Há cerca de três semanas não se falava em outra coisa que não fosse o caso Zara e o trabalho escravo, em um ponto terceirizado de produção. A afirmativa do uso de tal mão de obra na grande rede de fastfashion colocou em voga um tema já antigo e conhecido por todos. A moda, com seu luxo e frivolidade, alimenta-se do consumo em todos os sentidos e abraça, como companheiro, um dos mais antigos problemas de todo sistema de produção.
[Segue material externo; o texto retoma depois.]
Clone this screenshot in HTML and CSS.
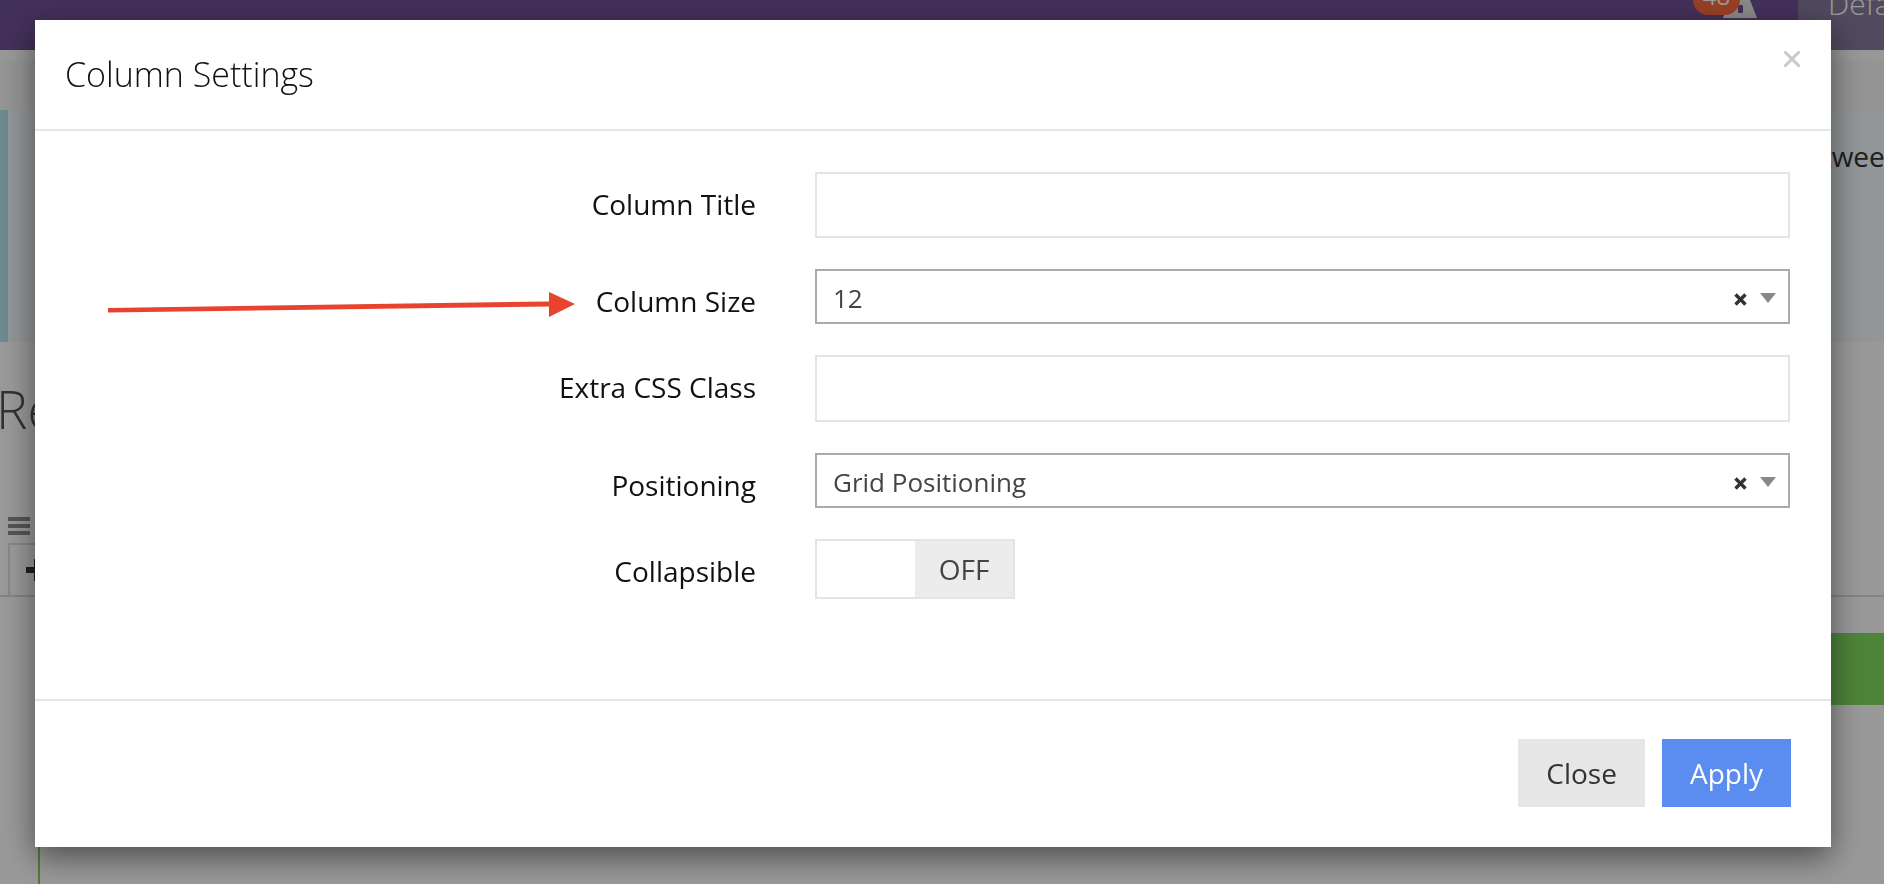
FILE: index.html
```html
<!DOCTYPE html>
<html lang="en">
<head>
<meta charset="utf-8">
<title>Column Settings</title>
<link rel="stylesheet" href="styles.css">
</head>
<body>
<div class="page">
  <header class="topbar">
    <div class="topbar-right">
      <div class="user-icon">
        <svg width="34" height="18" viewBox="0 0 34 18"><polygon points="7,0 27,0 34,18 0,18" fill="#e6e6e6"/><rect x="15" y="5" width="5" height="8" rx="1" fill="#715096"/></svg>
        <span class="badge">48</span>
      </div>
      <div class="lang">Default</div>
    </div>
  </header>
  <div class="subbar"></div>
  <div class="alert">
    <p class="alert-text">Drag and drop to reorder the columns, or move them between</p>
  </div>
  <h1 class="page-title">Rearrange Columns</h1>
  <div class="toolbar">
    <svg class="menu-icon" width="22" height="18" viewBox="0 0 22 18"><rect y="0" width="22" height="4" fill="#8e8e8e"/><rect y="7" width="22" height="4" fill="#8e8e8e"/><rect y="14" width="22" height="4" fill="#8e8e8e"/></svg>
  </div>
  <div class="row-strip">
    <div class="add-box">
      <svg width="22" height="22" viewBox="0 0 22 22"><rect x="8" y="0" width="6" height="22" fill="#333"/><rect x="0" y="8" width="22" height="6" fill="#333"/></svg>
    </div>
  </div>
  <div class="actions">
    <div class="green-btn"></div>
  </div>
  <div class="column-panel"></div>
</div>

<div class="backdrop"></div>

<div class="modal" role="dialog">
  <div class="modal-header">
    <h4 class="modal-title">Column Settings</h4>
    <button class="close" type="button" aria-label="Close">
      <svg width="18" height="18" viewBox="0 0 18 18"><path d="M1.5 1.5 L16.5 16.5 M16.5 1.5 L1.5 16.5" stroke="#c9c9c9" stroke-width="3" fill="none"/></svg>
    </button>
  </div>
  <div class="modal-body">
    <div class="form">
      <div class="form-row">
        <label class="form-label">Column Title</label>
        <input class="text-input h66" type="text">
      </div>
      <div class="form-row">
        <label class="form-label">Column Size</label>
        <div class="select-box">
          <span class="select-value">12</span>
          <svg class="select-clear" width="13" height="13" viewBox="0 0 13 13"><path d="M1.5 1.5 L11.5 11.5 M11.5 1.5 L1.5 11.5" stroke="#333" stroke-width="3.4" fill="none"/></svg>
          <svg class="select-caret" width="16" height="10" viewBox="0 0 16 10"><polygon points="0,0 16,0 8,10" fill="#888"/></svg>
        </div>
      </div>
      <div class="form-row">
        <label class="form-label">Extra CSS Class</label>
        <input class="text-input h67" type="text">
      </div>
      <div class="form-row">
        <label class="form-label">Positioning</label>
        <div class="select-box">
          <span class="select-value">Grid Positioning</span>
          <svg class="select-clear" width="13" height="13" viewBox="0 0 13 13"><path d="M1.5 1.5 L11.5 11.5 M11.5 1.5 L1.5 11.5" stroke="#333" stroke-width="3.4" fill="none"/></svg>
          <svg class="select-caret" width="16" height="10" viewBox="0 0 16 10"><polygon points="0,0 16,0 8,10" fill="#888"/></svg>
        </div>
      </div>
      <div class="form-row">
        <label class="form-label">Collapsible</label>
        <div class="toggle">
          <span class="toggle-on"></span>
          <span class="toggle-off">OFF</span>
        </div>
      </div>
    </div>
  </div>
  <div class="modal-footer">
    <button class="btn btn-default" type="button">Close</button>
    <button class="btn btn-primary" type="button">Apply</button>
  </div>
</div>

<svg class="annotation" width="1884" height="884" viewBox="0 0 1884 884">
  <polygon points="108,308 550,301.5 550,306.5 108,312.5" fill="#e8432f"/>
  <polygon points="549,292 575,304 549,317" fill="#e8432f"/>
</svg>
</body>
</html>
```

FILE: styles.css
```css
html, body {
  margin: 0;
  padding: 0;
}

body {
  width: 1884px;
  height: 884px;
  overflow: hidden;
  font-family: "Open Sans", "Liberation Sans", sans-serif;
  background: #ffffff;
  color: #333;
}

.page {
  width: 1884px;
  height: 884px;
  overflow: hidden;
}

/* ---------- underlying page ---------- */
.topbar {
  height: 50px;
  background: #715096;
  display: flex;
  justify-content: flex-end;
  align-items: flex-start;
  overflow: hidden;
}

.topbar-right {
  display: flex;
  align-items: flex-start;
}

.user-icon {
  position: relative;
  width: 34px;
  height: 18px;
}

.user-icon svg {
  display: block;
}

.badge {
  position: absolute;
  left: -30px;
  top: -16px;
  width: 47px;
  height: 31px;
  border-radius: 16px;
  background: #ff6a40;
  color: #fff;
  font-size: 24px;
  line-height: 23px;
  text-align: center;
}

.lang {
  margin-left: 41px;
  width: 86px;
  height: 50px;
  flex-shrink: 0;
  box-sizing: border-box;
  padding-left: 30px;
  background: #877b9d;
  color: #fff;
  font-size: 30px;
  font-weight: 300;
  line-height: 7px;
  white-space: nowrap;
}

.subbar {
  height: 60px;
  background: #f7f7f7;
  border-top: 10px solid #fdfdfd;
  box-sizing: border-box;
}

.alert {
  height: 232px;
  box-sizing: border-box;
  background: #f3fafd;
  border-left: 8px solid #b1e6f0;
  display: flex;
  justify-content: flex-end;
  padding-top: 27px;
}

.alert-text {
  margin: 0 -18px 0 0;
  font-size: 28px;
  color: #333;
  white-space: nowrap;
}

.page-title {
  margin: 31px 0 0 -4px;
  font-size: 53px;
  font-weight: 300;
  color: #555;
  line-height: 72px;
  white-space: nowrap;
}

.toolbar {
  margin-top: 72px;
  padding-left: 8px;
  height: 18px;
}

.menu-icon {
  display: block;
}

.row-strip {
  margin-top: 8px;
  padding-left: 8px;
  border-bottom: 2px solid #dcdcdc;
}

.add-box {
  width: 70px;
  height: 52px;
  box-sizing: border-box;
  border: 2px solid #e0e0e0;
  border-bottom: 0;
  display: flex;
  align-items: center;
  padding-left: 16px;
}

.add-box svg {
  display: block;
}

.actions {
  margin-top: 36px;
  display: flex;
  justify-content: flex-end;
}

.green-btn {
  width: 300px;
  height: 72px;
  background: #80dc62;
}

.column-panel {
  margin: 20px 0 0 38px;
  height: 300px;
  border-left: 2px solid #7dd35f;
}

/* ---------- backdrop & modal ---------- */
.backdrop {
  position: fixed;
  inset: 0;
  background: rgba(0, 0, 0, 0.4);
}

.modal {
  position: fixed;
  top: 20px;
  left: 35px;
  width: 1796px;
  background: #fff;
  box-shadow: 0 10px 30px rgba(0, 0, 0, 0.5);
  display: flex;
  flex-direction: column;
}

.modal-header {
  height: 111px;
  box-sizing: border-box;
  border-bottom: 2px solid #e5e5e5;
  padding: 0 30px;
  display: flex;
  align-items: center;
  justify-content: space-between;
}

.modal-title {
  margin: 0;
  font-size: 34px;
  font-weight: 300;
  color: #111;
  line-height: normal;
  margin-top: -1px;
}

.close {
  align-self: flex-start;
  margin-top: 30px;
  padding: 0;
  border: 0;
  background: none;
  width: 18px;
  height: 18px;
}

.close svg {
  display: block;
}

.modal-body {
  padding: 41px 41px 100px 30px;
}

.form {
  display: flex;
  flex-direction: column;
  gap: 31px;
}

.form-row {
  display: grid;
  grid-template-columns: 691px 1fr;
  column-gap: 59px;
  align-items: start;
}

.form-label {
  text-align: right;
  font-size: 28px;
  line-height: 40px;
  padding-top: 12px;
  color: #111;
  font-weight: 400;
}

.text-input {
  display: block;
  width: 100%;
  box-sizing: border-box;
  border: 2px solid #e4e4e4;
  border-radius: 0;
  background: #fff;
  margin: 0;
  padding: 0 14px;
  outline: none;
  font-family: inherit;
  font-size: 28px;
}

.h66 { height: 66px; }
.h67 { height: 67px; }

.select-box {
  height: 55px;
  box-sizing: border-box;
  border: 2px solid #ababab;
  display: flex;
  align-items: center;
  padding: 0 12px 0 16px;
}

.select-value {
  flex: 1;
  font-size: 26px;
  color: #444;
  line-height: normal;
  margin-top: 2px;
}

.select-clear {
  display: block;
  margin-top: 5px;
}

.select-caret {
  display: block;
  margin-left: 13px;
  margin-top: 3px;
}

.toggle {
  width: 200px;
  height: 60px;
  box-sizing: border-box;
  border: 2px solid #e4e4e4;
  display: grid;
  grid-template-columns: 1fr 1fr;
}

.toggle-on {
  background: #fff;
}

.toggle-off {
  background: #ececec;
  display: flex;
  align-items: center;
  justify-content: center;
  font-size: 28px;
  color: #444;
}

.modal-footer {
  border-top: 2px solid #e5e5e5;
  padding: 38px 40px 40px;
  display: flex;
  justify-content: flex-end;
  gap: 17px;
}

.btn {
  height: 68px;
  padding: 0 28px;
  border: 0;
  border-radius: 0;
  font-family: inherit;
  font-size: 28px;
  line-height: normal;
}

.btn-default {
  background: #e6e6e6;
  color: #333;
}

.btn-primary {
  background: #5b8cf0;
  color: #fff;
}

.annotation {
  position: fixed;
  left: 0;
  top: 0;
  pointer-events: none;
}
```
Na cadeia produtiva que movimenta quantias exorbitantes, e move sonhos e desejos, há uma, entre várias, facetas não tão bonitas assim. Nas muitas marcas citadas no programa de tv que trouxe o assunto como pauta, a rede espanhola ganhou maior atenção e fez com que muitos prometessem nunca mais consumir alguma peça da Zara – o que, provavelmente, já foi esquecido.
O que gera certo incômodo, ou ao menos uma relativa dor na consciência, é a ideia real e verdadeira de que nós, como consumidores, somos parte extremamente importante desse sistema que valoriza a uns, de forma excessiva, em detrimento de outros.
Para muitos, mais fácil que pensar no problema e avaliar o que ocorre ainda mais perto (no próprio emprego, por exemplo) é tirar o corpo fora gritando que não entrega mais um centavo para a tal loja “criminosa”. Ainda assim, em meio a declarações de pavor contra a marca vale saber, antes de mais nada, que esse mesmo trabalho sub-humano está presente de forma ativa em um número sem fim de brands, como já foi denunciado por diversos veículos e mídias.
Um famoso documentário, aliás, revelou como as grandes grifes europeias, que comercializam suas peças por quantias que superam facilmente os cinco dígitos, trabalham em um processo de produção via mão de obra escrava, entre tecidos finíssimos, na China… e apenas aplicam o acabamento final, entre etiquetas e botões, nas grandes confecções(aquelas belas que constam nos registros).
Assim, a Zara, longe de ser inocente, não por ter declarado que desconhecia o episódio, não é a única culpada dessa realidade. Ela, mesmo sendo citada em outros casos do tipo, é apenas uma ponta de um assustador iceberg. Não podem ser julgados, ou criticados, aqueles que na quina final do processo compram as roupas que gostam, mesmo vendo na etiqueta a origem suspeita da mesma; os que compram, que se envolvem nesse processo, são apenas uma parte do problema. Os reais culpados são aqueles profissionais que deveriam fiscalizar, mas não fazem seu trabalho e se vendem; são aqueles que aceitam e contratam certas facções, mesmo tendo clara noção de como são tratados e levados seus trabalhadores. A culpa está na desigualdade, no capitalismo, na falta de infraestrutura para uma fiscalização efetiva e eficiente e, por fim, nas características desse nosso tempo.
Triste, mas muito mais comum do que se parece. Ainda assim, sabemos que em poucos dias, como foi, o assunto é esquecido e fica em evidência a pauta que mais atraiu leitores, ouvintes ou expectadores na semana seguinte. Até que uma nova denúncia gere novas promessas de boicote à marca. Aliás, alguém deixou de comprar Nike ou Apple depois de outras revelações do tipo? Pois bem.